**What the task asks**
Transcribe the material in full. Nothing should differ except that the pictures are left out.

**Data provided**
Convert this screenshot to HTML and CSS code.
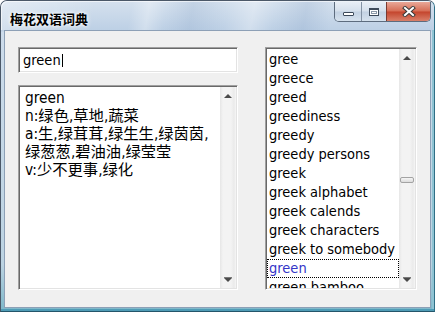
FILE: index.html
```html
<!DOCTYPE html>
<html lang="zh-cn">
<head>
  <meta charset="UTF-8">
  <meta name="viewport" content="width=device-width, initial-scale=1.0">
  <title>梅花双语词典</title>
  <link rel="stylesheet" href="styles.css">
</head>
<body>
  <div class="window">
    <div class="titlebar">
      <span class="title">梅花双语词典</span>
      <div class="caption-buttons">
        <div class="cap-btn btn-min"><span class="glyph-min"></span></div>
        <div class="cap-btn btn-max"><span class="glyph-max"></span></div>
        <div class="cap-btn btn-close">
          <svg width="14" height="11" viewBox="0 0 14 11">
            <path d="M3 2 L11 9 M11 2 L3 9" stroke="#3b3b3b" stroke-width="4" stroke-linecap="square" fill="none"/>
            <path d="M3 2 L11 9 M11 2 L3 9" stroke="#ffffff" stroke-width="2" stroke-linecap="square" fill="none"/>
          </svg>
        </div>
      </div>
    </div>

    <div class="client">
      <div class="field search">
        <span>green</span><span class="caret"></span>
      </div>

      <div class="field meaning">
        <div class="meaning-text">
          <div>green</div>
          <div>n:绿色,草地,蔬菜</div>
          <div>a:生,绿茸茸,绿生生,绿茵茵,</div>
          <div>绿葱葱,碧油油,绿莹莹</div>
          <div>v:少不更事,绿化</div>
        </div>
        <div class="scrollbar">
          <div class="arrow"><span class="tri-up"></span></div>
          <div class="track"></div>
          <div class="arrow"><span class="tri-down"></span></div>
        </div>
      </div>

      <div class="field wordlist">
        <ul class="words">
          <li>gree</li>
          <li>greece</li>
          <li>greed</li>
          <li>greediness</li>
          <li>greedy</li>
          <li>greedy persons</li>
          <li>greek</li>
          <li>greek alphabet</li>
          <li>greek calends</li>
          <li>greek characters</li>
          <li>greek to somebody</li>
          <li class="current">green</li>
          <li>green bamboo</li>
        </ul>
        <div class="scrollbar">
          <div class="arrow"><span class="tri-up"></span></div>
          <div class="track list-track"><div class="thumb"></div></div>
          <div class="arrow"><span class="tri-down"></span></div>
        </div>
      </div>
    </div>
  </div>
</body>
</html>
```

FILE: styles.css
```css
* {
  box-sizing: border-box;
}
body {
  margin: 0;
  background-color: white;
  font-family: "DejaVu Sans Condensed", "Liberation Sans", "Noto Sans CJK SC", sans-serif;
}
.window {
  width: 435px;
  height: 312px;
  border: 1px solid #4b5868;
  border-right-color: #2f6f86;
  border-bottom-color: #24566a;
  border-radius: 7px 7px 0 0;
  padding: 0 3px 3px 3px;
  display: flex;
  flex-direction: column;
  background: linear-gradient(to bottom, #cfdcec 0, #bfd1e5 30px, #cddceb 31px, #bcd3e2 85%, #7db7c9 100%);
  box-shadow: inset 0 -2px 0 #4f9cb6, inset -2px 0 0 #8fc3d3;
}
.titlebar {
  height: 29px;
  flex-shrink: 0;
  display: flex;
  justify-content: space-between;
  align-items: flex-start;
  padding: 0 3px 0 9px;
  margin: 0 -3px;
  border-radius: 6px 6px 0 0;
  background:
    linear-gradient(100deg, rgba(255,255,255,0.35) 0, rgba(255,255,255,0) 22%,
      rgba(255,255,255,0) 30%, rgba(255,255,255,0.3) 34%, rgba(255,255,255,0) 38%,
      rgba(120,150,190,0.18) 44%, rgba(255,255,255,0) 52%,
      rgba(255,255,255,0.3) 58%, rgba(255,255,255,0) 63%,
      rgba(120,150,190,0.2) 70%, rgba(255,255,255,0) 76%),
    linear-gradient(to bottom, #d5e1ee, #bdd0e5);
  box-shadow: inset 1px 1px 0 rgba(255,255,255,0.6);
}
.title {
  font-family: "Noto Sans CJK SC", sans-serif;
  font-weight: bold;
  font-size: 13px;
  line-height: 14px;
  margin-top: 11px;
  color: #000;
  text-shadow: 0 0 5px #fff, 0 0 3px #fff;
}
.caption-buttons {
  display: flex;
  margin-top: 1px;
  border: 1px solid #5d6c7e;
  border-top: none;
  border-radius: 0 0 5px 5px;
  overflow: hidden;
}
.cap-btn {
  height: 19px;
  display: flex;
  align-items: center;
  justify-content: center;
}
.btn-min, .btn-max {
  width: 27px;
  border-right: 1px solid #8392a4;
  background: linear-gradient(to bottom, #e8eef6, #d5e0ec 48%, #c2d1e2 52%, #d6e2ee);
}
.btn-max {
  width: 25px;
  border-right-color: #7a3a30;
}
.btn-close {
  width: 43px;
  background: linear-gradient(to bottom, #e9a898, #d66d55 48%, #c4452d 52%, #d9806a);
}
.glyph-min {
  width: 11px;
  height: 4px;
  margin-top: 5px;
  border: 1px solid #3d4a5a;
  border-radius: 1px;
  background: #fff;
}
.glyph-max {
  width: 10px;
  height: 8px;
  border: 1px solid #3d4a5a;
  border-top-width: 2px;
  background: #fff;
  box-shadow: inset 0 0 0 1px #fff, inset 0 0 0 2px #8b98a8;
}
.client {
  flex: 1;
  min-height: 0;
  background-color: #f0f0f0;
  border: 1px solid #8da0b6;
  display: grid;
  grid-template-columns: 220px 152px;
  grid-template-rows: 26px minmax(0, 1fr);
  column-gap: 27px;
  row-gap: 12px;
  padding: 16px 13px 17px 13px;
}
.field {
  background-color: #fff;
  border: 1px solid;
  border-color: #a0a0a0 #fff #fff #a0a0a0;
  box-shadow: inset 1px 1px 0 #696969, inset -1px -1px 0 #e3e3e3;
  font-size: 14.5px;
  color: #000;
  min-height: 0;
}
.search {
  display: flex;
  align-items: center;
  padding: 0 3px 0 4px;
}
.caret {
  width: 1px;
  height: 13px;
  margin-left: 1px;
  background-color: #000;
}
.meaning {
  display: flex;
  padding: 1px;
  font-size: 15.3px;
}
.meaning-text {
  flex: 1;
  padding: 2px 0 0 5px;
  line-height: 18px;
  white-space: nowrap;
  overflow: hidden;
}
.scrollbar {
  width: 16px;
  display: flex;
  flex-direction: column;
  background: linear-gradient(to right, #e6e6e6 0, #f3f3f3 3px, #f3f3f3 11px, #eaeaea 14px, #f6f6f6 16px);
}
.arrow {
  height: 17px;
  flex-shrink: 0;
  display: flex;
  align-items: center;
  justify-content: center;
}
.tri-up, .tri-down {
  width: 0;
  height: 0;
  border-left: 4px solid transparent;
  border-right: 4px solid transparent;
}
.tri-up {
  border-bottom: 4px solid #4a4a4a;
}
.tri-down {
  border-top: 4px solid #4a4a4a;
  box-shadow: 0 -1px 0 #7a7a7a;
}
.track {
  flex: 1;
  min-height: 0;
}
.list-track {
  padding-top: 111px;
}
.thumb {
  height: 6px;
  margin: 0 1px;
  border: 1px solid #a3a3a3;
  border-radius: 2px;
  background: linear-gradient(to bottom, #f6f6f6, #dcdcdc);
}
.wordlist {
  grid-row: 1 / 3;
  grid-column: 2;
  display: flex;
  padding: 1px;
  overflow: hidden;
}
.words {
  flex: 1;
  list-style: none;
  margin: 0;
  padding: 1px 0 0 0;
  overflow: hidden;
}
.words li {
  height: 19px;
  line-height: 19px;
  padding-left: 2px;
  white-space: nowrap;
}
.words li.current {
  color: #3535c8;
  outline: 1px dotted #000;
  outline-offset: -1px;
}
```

**Task output**
Convert this screenshot to HTML and CSS code.
FILE: index.html
```html
<!DOCTYPE html>
<html lang="zh-cn">
<head>
  <meta charset="UTF-8">
  <meta name="viewport" content="width=device-width, initial-scale=1.0">
  <title>梅花双语词典</title>
  <link rel="stylesheet" href="styles.css">
</head>
<body>
  <div class="window">
    <div class="titlebar">
      <span class="title">梅花双语词典</span>
      <div class="caption-buttons">
        <div class="cap-btn btn-min"><span class="glyph-min"></span></div>
        <div class="cap-btn btn-max"><span class="glyph-max"></span></div>
        <div class="cap-btn btn-close">
          <svg width="14" height="11" viewBox="0 0 14 11">
            <path d="M3 2 L11 9 M11 2 L3 9" stroke="#3b3b3b" stroke-width="4" stroke-linecap="square" fill="none"/>
            <path d="M3 2 L11 9 M11 2 L3 9" stroke="#ffffff" stroke-width="2" stroke-linecap="square" fill="none"/>
          </svg>
        </div>
      </div>
    </div>

    <div class="client">
      <div class="field search">
        <span>green</span><span class="caret"></span>
      </div>

      <div class="field meaning">
        <div class="meaning-text">
          <div>green</div>
          <div>n:绿色,草地,蔬菜</div>
          <div>a:生,绿茸茸,绿生生,绿茵茵,</div>
          <div>绿葱葱,碧油油,绿莹莹</div>
          <div>v:少不更事,绿化</div>
        </div>
        <div class="scrollbar">
          <div class="arrow"><span class="tri-up"></span></div>
          <div class="track"></div>
          <div class="arrow"><span class="tri-down"></span></div>
        </div>
      </div>

      <div class="field wordlist">
        <ul class="words">
          <li>gree</li>
          <li>greece</li>
          <li>greed</li>
          <li>greediness</li>
          <li>greedy</li>
          <li>greedy persons</li>
          <li>greek</li>
          <li>greek alphabet</li>
          <li>greek calends</li>
          <li>greek characters</li>
          <li>greek to somebody</li>
          <li class="current">green</li>
          <li>green bamboo</li>
        </ul>
        <div class="scrollbar">
          <div class="arrow"><span class="tri-up"></span></div>
          <div class="track list-track"><div class="thumb"></div></div>
          <div class="arrow"><span class="tri-down"></span></div>
        </div>
      </div>
    </div>
  </div>
</body>
</html>
```

FILE: styles.css
```css
* {
  box-sizing: border-box;
}
body {
  margin: 0;
  background-color: white;
  font-family: "DejaVu Sans Condensed", "Liberation Sans", "Noto Sans CJK SC", sans-serif;
}
.window {
  width: 435px;
  height: 312px;
  border: 1px solid #4b5868;
  border-right-color: #2f6f86;
  border-bottom-color: #24566a;
  border-radius: 7px 7px 0 0;
  padding: 0 3px 3px 3px;
  display: flex;
  flex-direction: column;
  background: linear-gradient(to bottom, #cfdcec 0, #bfd1e5 30px, #cddceb 31px, #bcd3e2 85%, #7db7c9 100%);
  box-shadow: inset 0 -2px 0 #4f9cb6, inset -2px 0 0 #8fc3d3;
}
.titlebar {
  height: 29px;
  flex-shrink: 0;
  display: flex;
  justify-content: space-between;
  align-items: flex-start;
  padding: 0 3px 0 9px;
  margin: 0 -3px;
  border-radius: 6px 6px 0 0;
  background:
    linear-gradient(100deg, rgba(255,255,255,0.35) 0, rgba(255,255,255,0) 22%,
      rgba(255,255,255,0) 30%, rgba(255,255,255,0.3) 34%, rgba(255,255,255,0) 38%,
      rgba(120,150,190,0.18) 44%, rgba(255,255,255,0) 52%,
      rgba(255,255,255,0.3) 58%, rgba(255,255,255,0) 63%,
      rgba(120,150,190,0.2) 70%, rgba(255,255,255,0) 76%),
    linear-gradient(to bottom, #d5e1ee, #bdd0e5);
  box-shadow: inset 1px 1px 0 rgba(255,255,255,0.6);
}
.title {
  font-family: "Noto Sans CJK SC", sans-serif;
  font-weight: bold;
  font-size: 13px;
  line-height: 14px;
  margin-top: 11px;
  color: #000;
  text-shadow: 0 0 5px #fff, 0 0 3px #fff;
}
.caption-buttons {
  display: flex;
  margin-top: 1px;
  border: 1px solid #5d6c7e;
  border-top: none;
  border-radius: 0 0 5px 5px;
  overflow: hidden;
}
.cap-btn {
  height: 19px;
  display: flex;
  align-items: center;
  justify-content: center;
}
.btn-min, .btn-max {
  width: 27px;
  border-right: 1px solid #8392a4;
  background: linear-gradient(to bottom, #e8eef6, #d5e0ec 48%, #c2d1e2 52%, #d6e2ee);
}
.btn-max {
  width: 25px;
  border-right-color: #7a3a30;
}
.btn-close {
  width: 43px;
  background: linear-gradient(to bottom, #e9a898, #d66d55 48%, #c4452d 52%, #d9806a);
}
.glyph-min {
  width: 11px;
  height: 4px;
  margin-top: 5px;
  border: 1px solid #3d4a5a;
  border-radius: 1px;
  background: #fff;
}
.glyph-max {
  width: 10px;
  height: 8px;
  border: 1px solid #3d4a5a;
  border-top-width: 2px;
  background: #fff;
  box-shadow: inset 0 0 0 1px #fff, inset 0 0 0 2px #8b98a8;
}
.client {
  flex: 1;
  min-height: 0;
  background-color: #f0f0f0;
  border: 1px solid #8da0b6;
  display: grid;
  grid-template-columns: 220px 152px;
  grid-template-rows: 26px minmax(0, 1fr);
  column-gap: 27px;
  row-gap: 12px;
  padding: 16px 13px 17px 13px;
}
.field {
  background-color: #fff;
  border: 1px solid;
  border-color: #a0a0a0 #fff #fff #a0a0a0;
  box-shadow: inset 1px 1px 0 #696969, inset -1px -1px 0 #e3e3e3;
  font-size: 14.5px;
  color: #000;
  min-height: 0;
}
.search {
  display: flex;
  align-items: center;
  padding: 0 3px 0 4px;
}
.caret {
  width: 1px;
  height: 13px;
  margin-left: 1px;
  background-color: #000;
}
.meaning {
  display: flex;
  padding: 1px;
  font-size: 15.3px;
}
.meaning-text {
  flex: 1;
  padding: 2px 0 0 5px;
  line-height: 18px;
  white-space: nowrap;
  overflow: hidden;
}
.scrollbar {
  width: 16px;
  display: flex;
  flex-direction: column;
  background: linear-gradient(to right, #e6e6e6 0, #f3f3f3 3px, #f3f3f3 11px, #eaeaea 14px, #f6f6f6 16px);
}
.arrow {
  height: 17px;
  flex-shrink: 0;
  display: flex;
  align-items: center;
  justify-content: center;
}
.tri-up, .tri-down {
  width: 0;
  height: 0;
  border-left: 4px solid transparent;
  border-right: 4px solid transparent;
}
.tri-up {
  border-bottom: 4px solid #4a4a4a;
}
.tri-down {
  border-top: 4px solid #4a4a4a;
  box-shadow: 0 -1px 0 #7a7a7a;
}
.track {
  flex: 1;
  min-height: 0;
}
.list-track {
  padding-top: 111px;
}
.thumb {
  height: 6px;
  margin: 0 1px;
  border: 1px solid #a3a3a3;
  border-radius: 2px;
  background: linear-gradient(to bottom, #f6f6f6, #dcdcdc);
}
.wordlist {
  grid-row: 1 / 3;
  grid-column: 2;
  display: flex;
  padding: 1px;
  overflow: hidden;
}
.words {
  flex: 1;
  list-style: none;
  margin: 0;
  padding: 1px 0 0 0;
  overflow: hidden;
}
.words li {
  height: 19px;
  line-height: 19px;
  padding-left: 2px;
  white-space: nowrap;
}
.words li.current {
  color: #3535c8;
  outline: 1px dotted #000;
  outline-offset: -1px;
}
```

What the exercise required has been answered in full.